8. **26B A4B: use 16-bit LoRA, not QLoRA.** Unsloth's docs explicitly say "MoE QLoRA not recommended, dense 31B is fine." Axolotl has a ScatterMoE+expert-quantized+expert-LoRA config that does make 4-bit work for the MoE (validated on a 5090), but it's the only tool that does — Unsloth's 26B A4B notebook goes 16-bit for quality.

9. **Initial training loss of 13-15 on E2B/E4B is normal, not a bug.** Multimodal models start much higher than 5-8. If you see 13-15 don't panic — GOTCHAS.md §"Fine-Tuning Ecosystem Issues" has this.

10. **`mm_token_type_ids` required during training even for text-only data.** Day-one PEFT/Transformers bug: the multimodal collator requires this field. Pin `transformers>=5.5.0` and `peft>=0.15` to ensure the fix is present.

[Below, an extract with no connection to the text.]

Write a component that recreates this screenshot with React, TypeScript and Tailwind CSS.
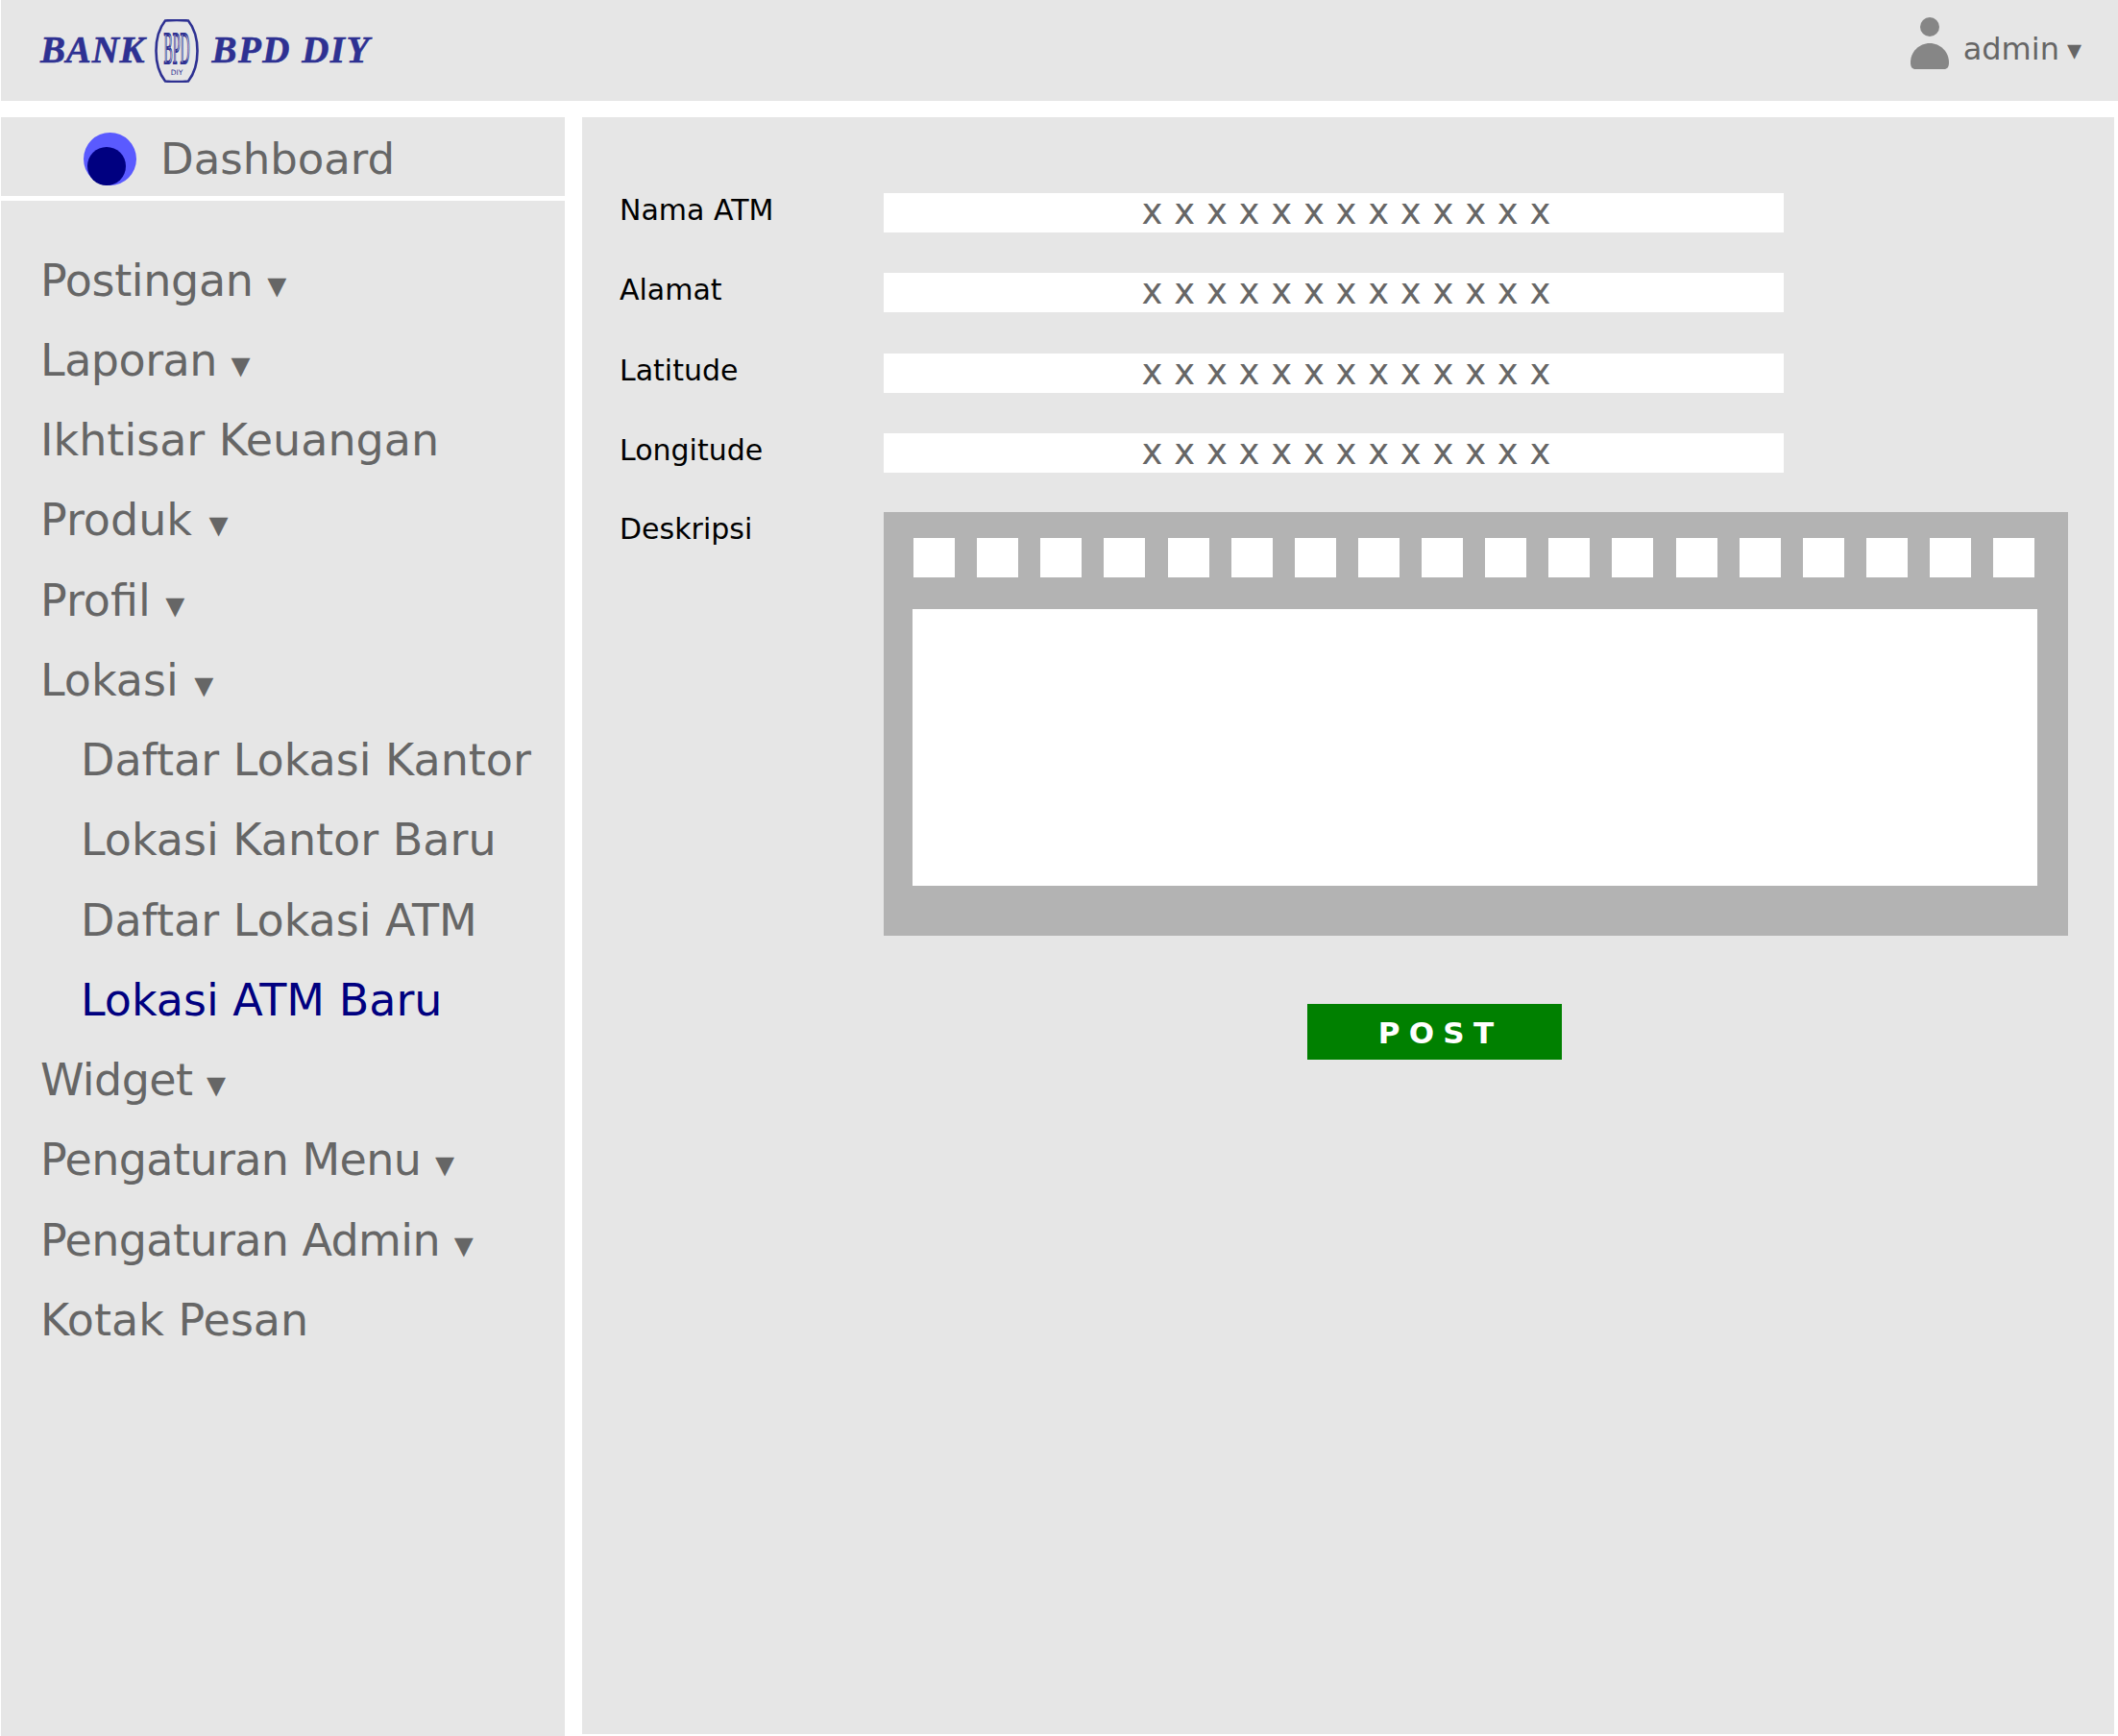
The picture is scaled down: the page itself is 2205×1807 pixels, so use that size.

## Feature parity snapshot (2026-04-18)

| Feature | Unsloth | TRL | Axolotl | Google cookbook |
|---------|:-:|:-:|:-:|:-:|
| Text SFT | ✓ | ~ (via gemma3 script, change model_id) | ✓ | ✓ |
| Vision SFT | ✓ | ~ (via sft_vlm_gemma3) | ✓ (E2B) | ✓ |
| Audio SFT | ✓ (E2B/E4B) | ✗ | ✗ | ✗ |
| GRPO | ✓ (E2B + RL game notebooks) | ✓ (CARLA VLM-GRPO, official) | ✗ | ✗ |
| DPO | via TRL | ✓ | ✓ | ✗ |
| 26B MoE native | ✓ (16-bit LoRA) | ~ | ✓ (ScatterMoE + expert-LoRA, validated on 5090) | ✗ |
| 31B dense QLoRA | ✓ | ~ | ✓ (with Flex Attn) | ~ |
| Free Colab T4 path | ✓ (E2B) | ✗ | ✗ | ~ (via Colab Pro) |
| Multi-GPU FSDP | ~ | ✓ | ✓ (first-class) | ~ |

**Bottom line:** Unsloth has the broadest Gemma-4-native coverage (including audio and RL games, which no one else has). Axolotl has the best 26B MoE story. TRL has the best multimodal-RL story (CARLA). Google cookbook is the reference, not the fast path.

For Seth's stated use case (fine-tune like mortdecai), Unsloth wins on ergonomics + speed + T4 free-tier fallback.